=== TO DO ===
For each line below that includes the word "with", make a copy.

##### MATERIAL FOR THIS TASK

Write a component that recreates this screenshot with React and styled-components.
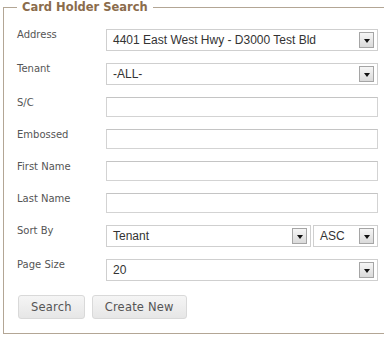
import styled, { createGlobalStyle } from "styled-components";

const Global = createGlobalStyle`
  html, body {
    margin: 0;
    padding: 0;
    background: #fff;
    overflow: hidden;
  }
`;

const Fieldset = styled.fieldset`
  margin: 0 0 0 3px;
  padding: 15px 0 14px 13px;
  width: 367px;
  border: 1px solid #b3a695;
  border-right: none;
  font-family: "DejaVu Sans", Verdana, sans-serif;
`;

const Legend = styled.legend`
  padding: 0 5px;
  line-height: 14px;
  font-family: "DejaVu Sans", Verdana, sans-serif;
  font-size: 11.5px;
  font-weight: bold;
  color: #8b6c4c;
`;

const Form = styled.div`
  display: grid;
  grid-template-columns: 89px 272px;
  row-gap: 12px;
  align-items: start;
`;

const Label = styled.label`
  font-size: 10px;
  color: #555;
  padding-top: ${(p) => (p.$select ? 0 : 0)}px;
  line-height: 12px;
`;

const Inline = styled.div`
  display: flex;
  gap: 2px;
`;

const SelectBox = styled.div`
  position: relative;
  box-sizing: border-box;
  width: ${(p) => p.$w}px;
  height: 22px;
  border: 1px solid #cfcfcf;
  background: #fff;
  padding: 0 0 0 6px;
  font-family: "Liberation Sans", Arial, sans-serif;
  font-size: 12px;
  line-height: 20px;
  color: #333;
  white-space: nowrap;
  overflow: hidden;
`;

const Arrow = styled.span`
  position: absolute;
  right: 3px;
  top: 2px;
  box-sizing: border-box;
  width: 15px;
  height: 16px;
  border: 1px solid #a5a5a5;
  background: linear-gradient(#f6f6f6, #dadada);
  display: flex;
  align-items: center;
  justify-content: center;
  &::after {
    content: "";
    border-left: 3px solid transparent;
    border-right: 3px solid transparent;
    border-top: 4px solid #111;
    margin-top: 1px;
  }
`;

const TextInput = styled.input`
  box-sizing: border-box;
  width: 272px;
  height: 20px;
  border: 1px solid #d3d3d3;
  border-top-color: #c4c4c4;
  padding: 0 4px;
  margin: 0;
  font-family: "Liberation Sans", Arial, sans-serif;
  font-size: 12px;
  outline: none;
`;

const Buttons = styled.div`
  display: flex;
  gap: 7px;
  margin-top: 14px;
  margin-left: 1px;
`;

const Button = styled.button`
  box-sizing: border-box;
  height: 24px;
  padding: 0 12px;
  border: 1px solid #d9d9d9;
  border-radius: 3px;
  background: linear-gradient(#f5f5f5, #e6e6e6);
  font-family: "DejaVu Sans", Verdana, sans-serif;
  font-size: 11.5px;
  color: #555;
  letter-spacing: 0.2px;
`;

const Select = ({ value, width = 272 }) => (
  <SelectBox $w={width}>
    {value}
    <Arrow />
  </SelectBox>
);

export default function App() {
  return (
    <>
      <Global />
      <Fieldset>
        <Legend>Card Holder Search</Legend>
        <Form>
          <Label $select>Address</Label>
          <Select value="4401 East West Hwy - D3000 Test Bld" />
          <Label $select>Tenant</Label>
          <Select value="-ALL-" />
          <Label>S/C</Label>
          <TextInput />
          <Label>Embossed</Label>
          <TextInput />
          <Label>First Name</Label>
          <TextInput />
          <Label>Last Name</Label>
          <TextInput />
          <Label $select>Sort By</Label>
          <Inline>
            <Select value="Tenant" width={205} />
            <Select value="ASC" width={65} />
          </Inline>
          <Label $select>Page Size</Label>
          <Select value="20" />
        </Form>
        <Buttons>
          <Button>Search</Button>
          <Button>Create New</Button>
        </Buttons>
      </Fieldset>
    </>
  );
}
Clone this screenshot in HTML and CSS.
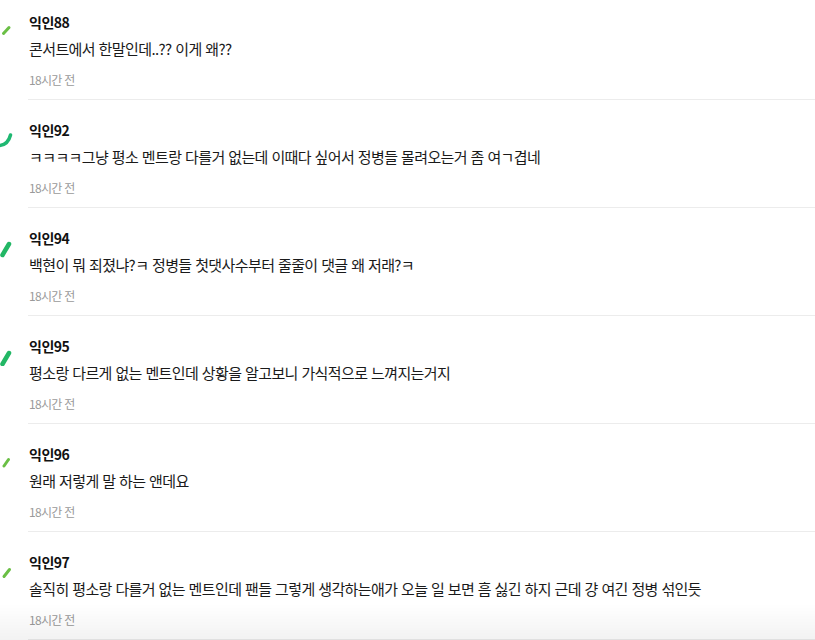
FILE: index.html
```html
<!DOCTYPE html>
<html lang="ko">
<head>
    <meta charset="UTF-8">
    <meta name="viewport" content="width=device-width, initial-scale=1.0">
    <title>댓글</title>
    <link rel="stylesheet" href="styles.css">
</head>
<body>
    <div class="comments">
        <div class="comment">
            <div class="comment-side">
                <svg width="14" height="18" viewBox="0 0 14 18"><path d="M3.5 9.5 L9 3.5" stroke="#6abf45" stroke-width="3" stroke-linecap="round" fill="none"/></svg>
            </div>
            <div class="comment-body">
                <div class="comment-name">익인88</div>
                <div class="comment-text">콘서트에서 한말인데..?? 이게 왜??</div>
                <div class="comment-time">18시간 전</div>
            </div>
        </div>

        <div class="comment">
            <div class="comment-side">
                <svg width="14" height="18" viewBox="0 0 14 18"><path d="M-1 13.5 Q8 13 10.5 3" stroke="#1fb872" stroke-width="3.5" stroke-linecap="round" fill="none"/></svg>
            </div>
            <div class="comment-body">
                <div class="comment-name">익인92</div>
                <div class="comment-text">ㅋㅋㅋㅋ그냥 평소 멘트랑 다를거 없는데 이때다 싶어서 정병들 몰려오는거 좀 여ㄱ겹네</div>
                <div class="comment-time">18시간 전</div>
            </div>
        </div>

        <div class="comment">
            <div class="comment-side">
                <svg width="14" height="18" viewBox="0 0 14 18"><path d="M2.5 15 L9 4" stroke="#22b765" stroke-width="4.5" stroke-linecap="round" fill="none"/></svg>
            </div>
            <div class="comment-body">
                <div class="comment-name">익인94</div>
                <div class="comment-text">백현이 뭐 죄졌냐?ㅋ 정병들 첫댓사수부터 줄줄이 댓글 왜 저래?ㅋ</div>
                <div class="comment-time">18시간 전</div>
            </div>
        </div>

        <div class="comment">
            <div class="comment-side">
                <svg width="14" height="18" viewBox="0 0 14 18"><path d="M2.5 16 L9 5" stroke="#22b765" stroke-width="4.5" stroke-linecap="round" fill="none"/></svg>
            </div>
            <div class="comment-body">
                <div class="comment-name">익인95</div>
                <div class="comment-text">평소랑 다르게 없는 멘트인데 상황을 알고보니 가식적으로 느껴지는거지</div>
                <div class="comment-time">18시간 전</div>
            </div>
        </div>

        <div class="comment">
            <div class="comment-side">
                <svg width="14" height="18" viewBox="0 0 14 18"><path d="M4 10 L8.5 3.5" stroke="#6abf45" stroke-width="3" stroke-linecap="round" fill="none"/></svg>
            </div>
            <div class="comment-body">
                <div class="comment-name">익인96</div>
                <div class="comment-text">원래 저렇게 말 하는 앤데요</div>
                <div class="comment-time">18시간 전</div>
            </div>
        </div>

        <div class="comment">
            <div class="comment-side">
                <svg width="14" height="18" viewBox="0 0 14 18"><path d="M4 12.5 L9.5 5.5" stroke="#6abf45" stroke-width="3" stroke-linecap="round" fill="none"/></svg>
            </div>
            <div class="comment-body">
                <div class="comment-name">익인97</div>
                <div class="comment-text">솔직히 평소랑 다를거 없는 멘트인데 팬들 그렇게 생각하는애가 오늘 일 보면 흠 싫긴 하지 근데 걍 여긴 정병 섞인듯</div>
                <div class="comment-time">18시간 전</div>
            </div>
        </div>
    </div>

    <div class="bottom-fade"></div>
</body>
</html>
```

FILE: styles.css
```css
* {
    margin: 0;
    padding: 0;
    box-sizing: border-box;
}

body {
    font-family: "Noto Sans CJK KR", "Noto Sans", sans-serif;
    background: #fff;
    color: #111;
    overflow: hidden;
}

.comment {
    display: flex;
}

.comment-side {
    width: 28px;
    flex-shrink: 0;
    padding-top: 32px;
}

.comment-side svg {
    display: block;
}

.comment:first-child .comment-side {
    padding-top: 24px;
}

.comment-body {
    flex: 1;
    padding: 20px 0 10px 1px;
    border-bottom: 1px solid #ececec;
}

.comment:first-child .comment-body {
    padding-top: 12px;
}

.comment-name {
    font-size: 14px;
    font-weight: 700;
    line-height: 20px;
    letter-spacing: -0.5px;
    color: #111;
}

.comment-text {
    margin-top: 5px;
    font-size: 15px;
    line-height: 22px;
    letter-spacing: -0.6px;
    color: #1a1a1a;
    padding-top: 1px;
}

.comment-time {
    margin-top: 11px;
    font-size: 12px;
    line-height: 18px;
    letter-spacing: -0.7px;
    color: #9a9a9a;
}

.bottom-fade {
    position: fixed;
    left: 0;
    right: 0;
    bottom: 0;
    height: 36px;
    background: linear-gradient(to bottom, rgba(0, 0, 0, 0), rgba(0, 0, 0, 0.05));
    pointer-events: none;
}
```
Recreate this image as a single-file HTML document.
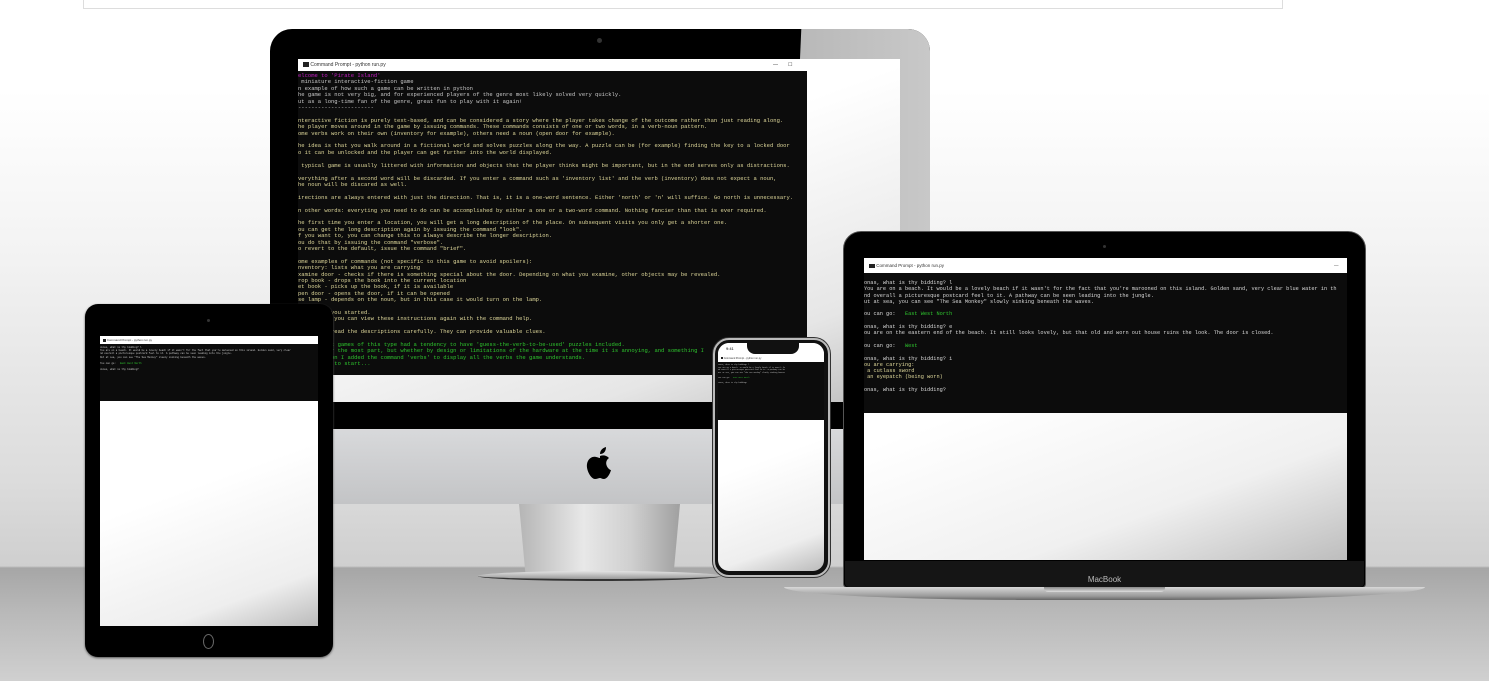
<!DOCTYPE html>
<html><head><meta charset="utf-8"><style>
*{margin:0;padding:0;box-sizing:border-box}
body{width:1489px;height:681px;overflow:hidden;position:relative;font-family:"Liberation Sans",sans-serif;
background:linear-gradient(#fff 0px,#fff 90px,#f3f3f3 250px,#dcdcdc 480px,#cfcfcf 566px,#a6a6a6 568px,#b8b8b8 610px,#d0d0d0 681px);}
.a{position:absolute}
.term{position:absolute;background:#0c0c0c;overflow:hidden;font-family:"Liberation Mono",monospace;white-space:pre;color:#c8c8c8}
.tb{background:#fff;color:#333;font-family:"Liberation Sans",sans-serif;white-space:nowrap;overflow:hidden;position:relative}
.tb i{display:inline-block;background:#222;vertical-align:middle}
.y{color:#ded79a}.g{color:#2ec42e}.m{color:#c21ec2}.w{color:#d8d8d8}
</style></head><body>
<div class="a" style="left:83px;top:-2px;width:1200px;height:11px;border:1px solid #ddd;background:#fff"></div>

<!-- iMac -->
<div class="a" style="left:270px;top:29px;width:660px;height:376px;background:#000;border-radius:22px 22px 0 0"></div>
<div class="a" style="left:270px;top:29px;width:660px;height:376px;border-radius:22px 22px 0 0;background:linear-gradient(90deg,#7a7a7a,#c8c8c8);clip-path:polygon(80.5% 0,100% 0,100% 100%,78% 100%)"></div>
<div class="a" style="left:597px;top:38px;width:5px;height:5px;border-radius:50%;background:#333"></div>
<div class="a" style="left:298px;top:59px;width:602px;height:344px;background:linear-gradient(160deg,#fff 40%,#e6e6e6 80%,#bdbdbd)"></div>
<div class="a" style="left:270px;top:402px;width:660px;height:27px;background:#000"></div>
<div class="a" style="left:270px;top:429px;width:660px;height:75px;background:linear-gradient(#d8d9db,#c3c4c6)"></div>
<svg class="a" style="left:583px;top:444px" width="34" height="40" viewBox="0 0 34 40"><path d="M17 12c3-1 6-1 9 2-3 2-4 6-1 10 1 1 2 2 3 2-1 4-4 9-7 9-2 0-3-1-4-1s-3 1-5 1c-4 0-9-9-8-15 1-6 6-8 9-7 1 0 3 1 4 1z M17 10c0-3 2-6 6-7 0 4-2 7-6 7z" fill="#000"/></svg>
<div class="a" style="left:519px;top:504px;width:161px;height:70px;background:linear-gradient(90deg,#b5b5b5,#e8e8e8 40%,#cfcfcf 70%,#a0a0a0);clip-path:polygon(0 0,100% 0,96% 100%,4% 100%)"></div>
<div class="a" style="left:478px;top:571px;width:243px;height:10px;border-radius:50%;background:linear-gradient(#e4e4e4,#9a9a9a);border-bottom:2px solid #333"></div>

<div class="term" style="left:298px;top:59px;width:509px;height:316px;font-size:5.5px;line-height:6.4px"><div class="tb" style="height:12px;font-size:5px;line-height:12px;padding-left:5px"><i style="width:6px;height:5px"></i> Command Prompt - python  run.py<span style="position:absolute;left:475px">—</span><span style="position:absolute;left:490px">☐</span></div><div style="padding-top:2px"><span class="m">elcome to 'Pirate Island'</span>
 miniature interactive-fiction game
n example of how such a game can be written in python
he game is not very big, and for experienced players of the genre most likely solved very quickly.
ut as a long-time fan of the genre, great fun to play with it again!
-----------------------
<span class="y">
nteractive fiction is purely text-based, and can be considered a story where the player takes change of the outcome rather than just reading along.
he player moves around in the game by issuing commands. These commands consists of one or two words, in a verb-noun pattern.
ome verbs work on their own (inventory for example), others need a noun (open door for example).

he idea is that you walk around in a fictional world and solves puzzles along the way. A puzzle can be (for example) finding the key to a locked door
o it can be unlocked and the player can get further into the world displayed.

 typical game is usually littered with information and objects that the player thinks might be important, but in the end serves only as distractions.

verything after a second word will be discarded. If you enter a command such as 'inventory list' and the verb (inventory) does not expect a noun,
he noun will be discared as well.

irections are always entered with just the direction. That is, it is a one-word sentence. Either 'north' or 'n' will suffice. Go north is unnecessary.

n other words: everyting you need to do can be accomplished by either a one or a two-word command. Nothing fancier than that is ever required.

he first time you enter a location, you will get a long description of the place. On subsequent visits you only get a shorter one.
ou can get the long description again by issuing the command "look".
f you want to, you can change this to always describe the longer description.
ou do that by issuing the command "verbose".
o revert to the default, issue the command "brief".

ome examples of commands (not specific to this game to avoid spoilers):
nventory: lists what you are carrying
xamine door - checks if there is something special about the door. Depending on what you examine, other objects may be revealed.
rop book - drops the book into the current location
et book - picks up the book, if it is available
pen door - opens the door, if it can be opened
se lamp - depends on the noun, but in this case it would turn on the lamp.

hould get you started.
f need to, you can view these instructions again with the command help.

inal tip: read the descriptions carefully. They can provide valuable clues.
</span><span class="g">
he earliest games of this type had a tendency to have 'guess-the-verb-to-be-used' puzzles included.
 design for the most part, but whether by design or limitations of the hardware at the time it is annoying, and something I
 that reason I added the command 'verbs' to display all the verbs the game understands.
ress enter to start...</span></div></div>

<!-- Tablet -->
<div class="a" style="left:85px;top:304px;width:248px;height:353px;background:#000;border-radius:13px;box-shadow:0 1px 2px #555"></div>
<div class="a" style="left:207px;top:319px;width:3px;height:3px;border-radius:50%;background:#333"></div>
<div class="a" style="left:100px;top:336px;width:218px;height:290px;background:linear-gradient(160deg,#fff 50%,#eee 85%,#bbb)"></div>
<div class="term" style="left:100px;top:336px;width:218px;height:65px;font-size:2.4px;line-height:3.2px"><div class="tb" style="height:8px;font-size:3px;line-height:8px;padding-left:3px"><i style="width:3px;height:3px"></i> Command Prompt - python  run.py</div><div style="padding-top:2px">Jonas, what is thy bidding? l
You are on a beach. It would be a lovely beach if it wasn't for the fact that you're marooned on this island. Golden sand, very clear
nd overall a picturesque postcard feel to it. A pathway can be seen leading into the jungle.
Out at sea, you can see "The Sea Monkey" slowly sinking beneath the waves.

You can go:   <span class="g">East West North</span>

Jonas, what is thy bidding?</div></div>
<div class="a" style="left:203px;top:634px;width:11px;height:15px;border:1px solid #666;border-radius:50%"></div>

<!-- Phone -->
<div class="a" style="left:713px;top:338px;width:117px;height:239px;background:#111;border-radius:16px;border:2px solid #bbb;box-shadow:0 0 0 1px #333"></div>
<div class="a" style="left:718px;top:343px;width:106px;height:228px;background:linear-gradient(160deg,#fff 50%,#eee 85%,#bbb);border-radius:11px;overflow:hidden">
<div style="height:12px;background:#fff;font-size:4px;line-height:12px;padding-left:8px;color:#000">9:41</div>
<div class="term" style="left:0;top:12px;width:106px;height:65px;font-size:1.8px;line-height:2.6px"><div class="tb" style="height:7px;font-size:2.5px;line-height:7px;padding-left:3px"><i style="width:2px;height:2px"></i> Command Prompt - python  run.py</div><div style="padding-top:2px">Jonas, what is thy bidding? l
You are on a beach. It would be a lovely beach if it wasn't fo
nd overall a picturesque postcard feel to it. A pathway can be
Out at sea, you can see "The Sea Monkey" slowly sinking beneat

You can go:   <span class="g">East West North</span>

Jonas, what is thy bidding?</div></div></div>
<div class="a" style="left:747px;top:342px;width:52px;height:12px;background:#111;border-radius:0 0 8px 8px"></div>

<!-- MacBook -->
<div class="a" style="left:843px;top:231px;width:523px;height:357px;background:#000;border-radius:18px 18px 4px 4px;border:1px solid #555"></div>
<div class="a" style="left:1103px;top:245px;width:3px;height:3px;border-radius:50%;background:#333"></div>
<div class="a" style="left:864px;top:258px;width:483px;height:302px;background:linear-gradient(160deg,#fff 40%,#f0f0f0 75%,#bdbdbd)"></div>
<div class="term" style="left:864px;top:258px;width:483px;height:155px;font-size:5.25px;line-height:6.3px"><div class="tb" style="height:15px;font-size:4.5px;line-height:15px;padding-left:5px"><i style="width:6px;height:4px"></i> Command Prompt - python  run.py<span style="position:absolute;left:470px">—</span></div><div style="padding-top:7px" class="w">onas, what is thy bidding? l
You are on a beach. It would be a lovely beach if it wasn't for the fact that you're marooned on this island. Golden sand, very clear blue water in th
nd overall a picturesque postcard feel to it. A pathway can be seen leading into the jungle.
ut at sea, you can see "The Sea Monkey" slowly sinking beneath the waves.

ou can go:   <span class="g">East West North</span>

onas, what is thy bidding? e
ou are on the eastern end of the beach. It still looks lovely, but that old and worn out house ruins the look. The door is closed.

ou can go:   <span class="g">West</span>

onas, what is thy bidding? i
<span class="y">ou are carrying:
 a cutlass sword
 an eyepatch (being worn)</span>

onas, what is thy bidding?</div></div>
<div class="a" style="left:845px;top:561px;width:519px;height:26px;background:#151515;border-radius:0 0 4px 4px;color:#bbb;font-size:8px;text-align:center;line-height:38px">MacBook</div>
<div class="a" style="left:784px;top:587px;width:641px;height:13px;background:linear-gradient(#d8d8d8,#9a9a9a 70%,#666);border-radius:0 0 40% 40%/0 0 100% 100%"></div>
<div class="a" style="left:1044px;top:587px;width:121px;height:5px;background:linear-gradient(#888,#ddd);border-radius:0 0 4px 4px"></div>
</body></html>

##########

=== ANSWER TO THE EXERCISE ===
Write a component that recreates this screenshot with React and styled-components.
ut as a long-time fan of the genre, great fun to play with it again!
 typical game is usually littered with information and objects that the player thinks might be important, but in the end serves only as distractions.
irections are always entered with just the direction. That is, it is a one-word sentence. Either 'north' or 'n' will suffice. Go north is unnecessary.
f need to, you can view these instructions again with the command help.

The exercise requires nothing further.